Accessing mental health services is a challenge for many Arizonans. Much of the state is designated as a professional shortage area for mental healthcare. Workforce shortages exist in the areas of psychiatry, counseling, therapy, and social services. Even the opening of new inpatient beds—which has been concentrated in Maricopa County—has not resolved these access-to-care challenges. Inadequate funding, workforce shortages, inappropriate health plan practices and a fragmented delivery system have had severe consequences—for patients, healthcare providers and the community. Untreated or insufficiently treated depression, substance use disorders, and serious mental illnesses impact the ability of patients to work, attend school, maintain physical health, and foster interpersonal relationships. Patients who decompensate are sometimes “boarded” in an emergency department for days until appropriate inpatient or outpatient services become available. In addition, patients awaiting authorization for medically necessary outpatient services can be held for days in a behavioral health hospital, further “bottle-necking” the system. As a state, Arizona must and can do better. AzHHA supports public policies that will:

  • Strengthen the behavioral health workforce, including better access to telepsychiatry;
  • Reduce regulatory barriers to care, including eliminating the IMD exclusion;
  • Improve timely access to involuntary evaluation and treatment;
  • Ease the administrative burden surrounding health plan utilization management decisions; and
  • Improve access to social supports for patients experiencing mental and behavioral health diagnoses.

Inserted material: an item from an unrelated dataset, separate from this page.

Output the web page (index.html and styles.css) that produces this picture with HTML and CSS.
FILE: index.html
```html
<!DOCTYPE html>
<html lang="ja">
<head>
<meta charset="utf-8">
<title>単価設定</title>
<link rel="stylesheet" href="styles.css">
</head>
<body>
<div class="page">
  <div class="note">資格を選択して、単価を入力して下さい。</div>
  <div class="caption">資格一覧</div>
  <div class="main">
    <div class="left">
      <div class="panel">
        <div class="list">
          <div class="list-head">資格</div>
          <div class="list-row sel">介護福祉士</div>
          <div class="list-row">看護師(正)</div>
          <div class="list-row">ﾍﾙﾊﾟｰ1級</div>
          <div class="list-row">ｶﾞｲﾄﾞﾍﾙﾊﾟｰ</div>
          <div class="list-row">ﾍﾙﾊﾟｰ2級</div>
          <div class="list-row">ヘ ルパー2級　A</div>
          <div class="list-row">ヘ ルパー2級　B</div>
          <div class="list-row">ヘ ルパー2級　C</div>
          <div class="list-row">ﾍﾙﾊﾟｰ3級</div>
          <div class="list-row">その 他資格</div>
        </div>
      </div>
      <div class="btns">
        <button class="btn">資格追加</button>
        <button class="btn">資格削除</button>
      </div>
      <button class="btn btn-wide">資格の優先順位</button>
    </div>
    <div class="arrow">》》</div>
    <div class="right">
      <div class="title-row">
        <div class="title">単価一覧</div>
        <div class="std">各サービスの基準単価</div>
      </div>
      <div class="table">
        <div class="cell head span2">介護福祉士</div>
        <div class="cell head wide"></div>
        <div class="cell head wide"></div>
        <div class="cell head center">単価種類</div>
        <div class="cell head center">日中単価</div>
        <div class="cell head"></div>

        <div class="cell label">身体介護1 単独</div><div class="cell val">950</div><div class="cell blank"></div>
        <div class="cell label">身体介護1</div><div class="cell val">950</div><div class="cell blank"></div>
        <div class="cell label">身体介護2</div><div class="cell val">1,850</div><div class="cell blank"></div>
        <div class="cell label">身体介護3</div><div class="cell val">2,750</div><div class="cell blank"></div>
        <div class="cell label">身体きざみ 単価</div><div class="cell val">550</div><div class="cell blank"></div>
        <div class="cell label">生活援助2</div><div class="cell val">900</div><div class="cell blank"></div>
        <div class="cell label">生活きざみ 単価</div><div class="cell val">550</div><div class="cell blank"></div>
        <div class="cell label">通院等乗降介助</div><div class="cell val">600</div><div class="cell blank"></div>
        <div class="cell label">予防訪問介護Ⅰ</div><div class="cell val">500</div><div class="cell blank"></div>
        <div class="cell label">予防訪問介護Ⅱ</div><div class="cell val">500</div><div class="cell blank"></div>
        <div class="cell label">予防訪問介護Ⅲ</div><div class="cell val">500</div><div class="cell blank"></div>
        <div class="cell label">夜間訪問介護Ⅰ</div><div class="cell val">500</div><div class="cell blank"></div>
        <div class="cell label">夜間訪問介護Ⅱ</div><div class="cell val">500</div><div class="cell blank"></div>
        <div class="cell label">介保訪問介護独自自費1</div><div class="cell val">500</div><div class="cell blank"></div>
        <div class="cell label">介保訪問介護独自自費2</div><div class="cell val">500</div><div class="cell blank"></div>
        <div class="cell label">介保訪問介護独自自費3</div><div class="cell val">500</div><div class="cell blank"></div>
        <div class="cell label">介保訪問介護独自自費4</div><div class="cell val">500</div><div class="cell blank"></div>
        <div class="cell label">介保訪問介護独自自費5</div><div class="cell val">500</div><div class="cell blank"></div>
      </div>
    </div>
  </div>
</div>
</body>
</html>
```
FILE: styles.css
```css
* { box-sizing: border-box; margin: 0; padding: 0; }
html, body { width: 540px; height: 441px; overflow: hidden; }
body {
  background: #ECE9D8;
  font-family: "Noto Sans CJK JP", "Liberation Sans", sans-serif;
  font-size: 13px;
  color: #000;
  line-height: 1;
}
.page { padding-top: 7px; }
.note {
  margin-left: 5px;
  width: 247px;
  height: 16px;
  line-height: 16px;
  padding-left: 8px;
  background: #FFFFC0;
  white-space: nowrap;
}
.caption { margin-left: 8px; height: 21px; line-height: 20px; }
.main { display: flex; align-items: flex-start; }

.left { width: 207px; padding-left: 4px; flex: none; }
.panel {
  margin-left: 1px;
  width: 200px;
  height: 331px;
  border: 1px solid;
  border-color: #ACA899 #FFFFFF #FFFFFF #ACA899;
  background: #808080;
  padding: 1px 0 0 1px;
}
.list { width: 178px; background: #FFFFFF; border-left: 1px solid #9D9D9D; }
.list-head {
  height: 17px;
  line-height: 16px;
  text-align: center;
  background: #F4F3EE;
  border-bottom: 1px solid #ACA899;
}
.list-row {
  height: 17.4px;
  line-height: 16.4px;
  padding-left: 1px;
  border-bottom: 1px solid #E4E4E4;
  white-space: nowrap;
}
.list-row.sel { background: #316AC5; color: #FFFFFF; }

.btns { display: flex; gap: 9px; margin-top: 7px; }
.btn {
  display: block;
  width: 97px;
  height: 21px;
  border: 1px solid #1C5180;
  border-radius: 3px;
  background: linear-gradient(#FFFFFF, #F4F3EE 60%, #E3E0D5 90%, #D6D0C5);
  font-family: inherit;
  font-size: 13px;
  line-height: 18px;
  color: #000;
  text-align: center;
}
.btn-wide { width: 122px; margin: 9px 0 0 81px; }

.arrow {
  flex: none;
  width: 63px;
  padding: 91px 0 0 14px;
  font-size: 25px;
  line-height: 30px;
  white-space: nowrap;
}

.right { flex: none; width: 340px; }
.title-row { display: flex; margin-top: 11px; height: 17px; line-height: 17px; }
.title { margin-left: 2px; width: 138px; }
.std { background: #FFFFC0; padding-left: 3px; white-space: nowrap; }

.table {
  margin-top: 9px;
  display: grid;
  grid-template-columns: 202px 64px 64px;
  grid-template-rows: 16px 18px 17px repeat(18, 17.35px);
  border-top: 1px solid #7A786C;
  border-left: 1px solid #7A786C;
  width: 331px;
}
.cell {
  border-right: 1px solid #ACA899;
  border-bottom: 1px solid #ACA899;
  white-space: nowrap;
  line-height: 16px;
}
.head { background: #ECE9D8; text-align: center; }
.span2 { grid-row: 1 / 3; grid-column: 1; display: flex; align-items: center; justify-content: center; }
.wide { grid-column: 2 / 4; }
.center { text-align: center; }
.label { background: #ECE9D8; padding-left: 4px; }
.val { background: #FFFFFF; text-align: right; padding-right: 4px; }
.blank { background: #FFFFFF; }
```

Access to Affordable Drugs

The escalating price of prescription drugs and high volume of drug shortages threatens the safety of patients and the affordability of healthcare in Arizona and across the nation. A February 2022 analysis by the Kaiser Family Foundation finds that half of all drugs covered by Medicare had price increases between 2019 and 2020 above the rate of inflation. According to a research letter in the Journal of the American Medical Association, the launch prices of new brand-name drugs increased by nearly 11% every year from 2008 through 2021 and AzHHA members report their drug costs have increased 13% in 2022 relative to last year.

In addition to high costs, hospitals and health systems continue to face severe shortages in life-saving drugs, which result in delayed care, risk of adverse reactions, and additional healthcare costs. Limited inventories of critical medications place a tremendous strain on the daily operations in hospitals across Arizona. Moreover, shortages force healthcare providers to spend time and resources locating medications rather than focusing on direct patient care.

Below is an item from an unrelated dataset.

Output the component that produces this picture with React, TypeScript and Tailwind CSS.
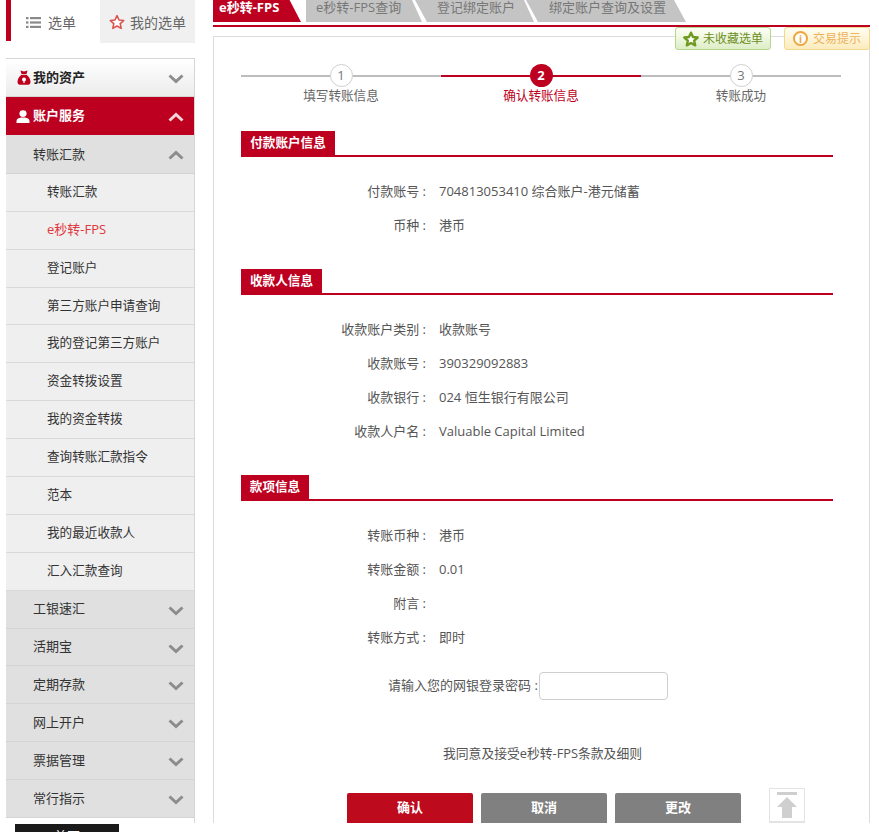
import React from 'react';

const font = "[font-family:'Open_Sans','Noto_Sans_CJK_SC',sans-serif]";

function Chevron({ up, color = '#8c8c8c' }: { up?: boolean; color?: string }) {
  return (
    <svg className={up ? 'mt-[1px]' : 'mt-[3px]'} width="16" height="10" viewBox="0 0 16 10" fill="none">
      <path d={up ? 'M1.5 8.5 L8 2.5 L14.5 8.5' : 'M1.5 1.5 L8 7.5 L14.5 1.5'} stroke={color} strokeWidth="3" />
    </svg>
  );
}

function MoneyBag() {
  return (
    <svg width="14" height="15" viewBox="0 0 14 15">
      <path d="M3.5 0.5 L7 1.5 L10.5 0.5 L9.5 4 L4.5 4 Z M4.5 4.8 L9.5 4.8 C12 6.5 13.5 9.5 13.5 12 C13.5 14 12 14.8 10.5 14.8 L3.5 14.8 C2 14.8 0.5 14 0.5 12 C0.5 9.5 2 6.5 4.5 4.8 Z" fill="#bd0020" />
      <circle cx="7" cy="9.5" r="2" fill="#fff" />
      <rect x="6.4" y="9.5" width="1.2" height="3.5" fill="#fff" />
    </svg>
  );
}

function UserIcon() {
  return (
    <svg width="14" height="13" viewBox="0 0 14 13" fill="#fff">
      <ellipse cx="7" cy="3.6" rx="3.6" ry="3.4" />
      <path d="M0.5 13 L0.5 11 C0.5 9 3 8 5 7.6 L9 7.6 C11 8 13.5 9 13.5 11 L13.5 13 Z" />
    </svg>
  );
}

function ListIcon() {
  return (
    <svg width="15" height="11" viewBox="0 0 15 11" fill="#8a8a8a">
      <rect x="0" y="0" width="2.5" height="2.2" />
      <rect x="4" y="0" width="11" height="2.2" />
      <rect x="0" y="4.4" width="2.5" height="2.2" />
      <rect x="4" y="4.4" width="11" height="2.2" />
      <rect x="0" y="8.8" width="2.5" height="2.2" />
      <rect x="4" y="8.8" width="11" height="2.2" />
    </svg>
  );
}

function StarIcon({ color, width = 2, size = 15 }: { color: string; width?: number; size?: number }) {
  return (
    <svg width={size} height={size} viewBox="0 0 24 24" fill="#fff">
      <path d="M12 2.5 L15 9 L22 9.8 L16.8 14.5 L18.3 21.5 L12 18 L5.7 21.5 L7.2 14.5 L2 9.8 L9 9 Z" stroke={color} strokeWidth={width} strokeLinejoin="round" />
    </svg>
  );
}

function Top({ label, open }: { label: string; open?: boolean }) {
  return (
    <div className="flex h-[37.9px] items-center justify-between border-b border-[#d4d4d4] bg-[#e0e0e0] pl-[27px] pr-[10px] text-[13px] text-[#333]">
      <span>{label}</span>
      <Chevron up={open} />
    </div>
  );
}

function Sub({ label, active }: { label: string; active?: boolean }) {
  return (
    <div className={`flex h-[37.9px] items-center border-b border-[#d9d9d9] bg-[#efefef] pl-[41px] ${active ? 'text-[13px] text-[#e0363c]' : 'text-[12.6px] text-[#333]'}`}>
      {label}
    </div>
  );
}

function Sidebar() {
  const subs = ['第三方账户申请查询', '我的登记第三方账户', '资金转拨设置', '我的资金转拨', '查询转账汇款指令', '范本', '我的最近收款人', '汇入汇款查询'];
  const tops = ['工银速汇', '活期宝', '定期存款', '网上开户', '票据管理', '常行指示'];
  return (
    <div className="ml-[6px] flex w-[189px] shrink-0 flex-col">
      <div className="flex h-[43px] shrink-0 text-[14px] text-[#666]">
        <div className="h-[41px] w-[5px] bg-[#bd0020]" />
        <div className="flex w-[89px] items-center gap-[7px] pt-[1px] pl-[15px]">
          <ListIcon />
          <span>选单</span>
        </div>
        <div className="flex w-[95px] items-center gap-[5px] bg-[#f0f0f0] pt-[1px] pl-[9px]">
          <StarIcon color="#d9544f" width={2.4} size={16} />
          <span>我的选单</span>
        </div>
      </div>
      <div className="mt-[15px] h-[765px] shrink-0 border-t border-r border-[#d6d6d6]">
        <div className="flex h-[38px] items-center justify-between border-b border-[#d4d4d4] bg-gradient-to-b from-white to-[#ececec] pl-[11px] pr-[10px] text-[13px] font-bold text-[#222]">
          <span className="flex items-center gap-[2px]"><MoneyBag />我的资产</span>
          <Chevron />
        </div>
        <div className="flex h-[38px] items-center justify-between bg-[#bd0020] pl-[10px] pr-[10px] text-[13px] font-bold text-white">
          <span className="flex items-center gap-[3px]"><UserIcon />账户服务</span>
          <Chevron up color="#f3d5da" />
        </div>
        <div className="bg-[#e0e0e0] pt-[1px]">
          <Top label="转账汇款" open />
        </div>
        <Sub label="转账汇款" />
        <Sub label="e秒转-FPS" active />
        <Sub label="登记账户" />
        {subs.map((s) => <Sub key={s} label={s} />)}
        {tops.map((t) => <Top key={t} label={t} />)}
      </div>
      <div className="mt-[1px] ml-[9px] flex h-[30px] w-[104px] shrink-0 justify-center bg-[#1a1a1a] pt-[3px] text-[13px] text-white">首页</div>
    </div>
  );
}

function Tabs() {
  return (
    <div className="flex h-[25px] items-start text-[13px] leading-none">
      <div className="flex h-[22px] w-[88px] items-center bg-[#bd0020] pl-[6px] pb-[7px] font-bold text-white [clip-path:polygon(0_0,87%_0,100%_100%,0_100%)]">
        e秒转-FPS
      </div>
      <div className="ml-[5px] flex h-[22px] w-[116px] items-center bg-[#c4c4c4] pl-[10px] pb-[7px] whitespace-nowrap text-[#777] [clip-path:polygon(0_0,calc(100%-10px)_0,100%_100%,0_100%)]">
        e秒转-FPS查询
      </div>
      <div className="-ml-[7px] flex h-[22px] w-[119px] items-center bg-[#c4c4c4] pl-[22px] pb-[7px] whitespace-nowrap text-[#777] [clip-path:polygon(0_0,calc(100%-10px)_0,100%_100%,12px_100%)]">
        登记绑定账户
      </div>
      <div className="-ml-[8px] flex h-[22px] w-[160px] items-center bg-[#c4c4c4] pl-[23px] pb-[7px] whitespace-nowrap text-[#777] [clip-path:polygon(0_0,calc(100%-12px)_0,100%_100%,12px_100%)]">
        绑定账户查询及设置
      </div>
    </div>
  );
}

function Step({ n, label, active }: { n: number; label: string; active?: boolean }) {
  return (
    <div className="relative flex w-[200px] shrink-0 flex-col items-center">
      <div className={`absolute top-[11px] left-0 h-[2px] w-full ${active ? 'bg-[#bd0020]' : 'bg-[#bdbdbd]'}`} />
      <div className={`relative flex h-[23px] w-[23px] items-center justify-center rounded-full text-[13px] ${active ? 'bg-[#bd0020] font-bold text-white' : 'border border-[#cfcfcf] bg-white text-[#777]'}`}>
        {n}
      </div>
      <div className={`text-[12.6px] leading-[18px] ${active ? 'text-[#bd0020]' : 'text-[#666]'}`}>{label}</div>
    </div>
  );
}

function Section({ title, width, rows }: { title: string; width: string; rows: [string, string][] }) {
  return (
    <div>
      <div className="border-b-2 border-[#bd0020]">
        <div className={`flex h-[24px] items-center justify-center bg-[#bd0020] text-[12.6px] font-bold text-white ${width}`}>{title}</div>
      </div>
      <div className="mt-[18px] flex flex-col">
        {rows.map(([k, v]) => (
          <div key={k} className="flex h-[34px] items-center text-[13px] text-[#555]">
            <span className="w-[187px] pr-[2px] text-right">{k} :</span>
            <span className="ml-[11px]">{v}</span>
          </div>
        ))}
      </div>
    </div>
  );
}

function Main() {
  return (
    <div className="ml-[18px] w-[657px] shrink-0">
      <Tabs />
      <div className="h-[2px] bg-[#bd0020]" />
      <div className="relative mt-[9px] h-[787px] border border-b-0 border-[#dcdcdc] pl-[27px] pr-[36px]">
        <div className="absolute -top-[10px] right-[-1px] flex gap-[13px]">
          <div className="flex h-[23px] w-[96px] items-center justify-center gap-[4px] rounded-[3px] border border-[#b5d68f] bg-gradient-to-b from-[#fdfff5] to-[#deeec7] text-[12px] text-[#6c8f1e]">
            <StarIcon color="#6f9a1f" width={3.6} size={16} />
            未收藏选单
          </div>
          <div className="flex h-[23px] w-[86px] items-center justify-center gap-[5px] rounded-[3px] border border-[#f0d98a] bg-gradient-to-b from-[#fffdf3] to-[#fbecbd] text-[12px] text-[#eeb25a]">
            <span className="flex h-[15px] w-[15px] items-center justify-center rounded-full border-2 border-[#eea63c] bg-white text-[10px] font-bold leading-none text-[#eea63c]">i</span>
            交易提示
          </div>
        </div>
        <div className="-mr-[7px] flex pt-[27px]">
          <Step n={1} label="填写转账信息" />
          <Step n={2} label="确认转账信息" active />
          <Step n={3} label="转账成功" />
        </div>
        <div className="mt-[26px] flex flex-col gap-[26px]">
          <Section title="付款账户信息" width="w-[94px]" rows={[['付款账号', '704813053410 综合账户-港元储蓄'], ['币种', '港币']]} />
          <Section title="收款人信息" width="w-[81px]" rows={[['收款账户类别', '收款账号'], ['收款账号', '390329092883'], ['收款银行', '024 恒生银行有限公司'], ['收款人户名', 'Valuable Capital Limited']]} />
          <Section title="款项信息" width="w-[68px]" rows={[['转账币种', '港币'], ['转账金额', '0.01'], ['附言', ''], ['转账方式', '即时']]} />
        </div>
        <div className="mt-[17px] flex items-center pl-[147px] text-[13px] text-[#555]">
          <span className="w-[151px] whitespace-nowrap">请输入您的网银登录密码 :</span>
          <input className="h-[28px] w-[129px] rounded-[4px] border border-[#cfcfcf] bg-white outline-none" />
        </div>
        <div className="mt-[44px] pl-[202px] text-[12.8px] leading-[18px] text-[#555]">我同意及接受e秒转-FPS条款及细则</div>
        <div className="mt-[26px] flex items-end pl-[106px] text-[13px] font-bold text-white">
          <button className="h-[30px] w-[126px] rounded-t-[2px] bg-[#bd0a1c]">确认</button>
          <button className="ml-[8px] h-[30px] w-[126px] rounded-t-[2px] bg-[#808080]">取消</button>
          <button className="ml-[8px] h-[30px] w-[126px] rounded-t-[2px] bg-[#808080]">更改</button>
          <div className="ml-[28px] flex h-[35px] w-[36px] items-center justify-center border border-b-2 border-[#e3e3e3]">
            <svg width="20" height="26" viewBox="0 0 20 26" fill="#cfcfcf">
              <rect x="0" y="0" width="20" height="3" />
              <path d="M10 5 L20 15 L15 15 L15 26 L5 26 L5 15 L0 15 Z" />
            </svg>
          </div>
        </div>
      </div>
    </div>
  );
}

export default function App() {
  return (
    <div className={`flex h-[832px] w-[879px] overflow-hidden bg-white ${font}`}>
      <Sidebar />
      <Main />
    </div>
  );
}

AzHHA appreciates the strides Congress has made to bring down the costs of drugs in the Medicare program through the Inflation Reduction Act of 2022, but more must be done. To protect the supply chain, the Food and Drug Administration should provide greater oversight of the quality management processes of drug manufacturers, and the Drug Supply Chain Security Act should be amended to require greater transparency of manufacturers around API sources and manufacturing locations. Elected officials and policymakers must also protect the integrity of the 340B drug savings program, which allows certain safety net hospitals to purchase outpatient drugs at a discounted price. And the relationship between health plans, their pharmacy benefit managers (PBM), and drug manufacturers must be scrutinized to ensure consumers are protected against unfair and deceptive PBM business practices.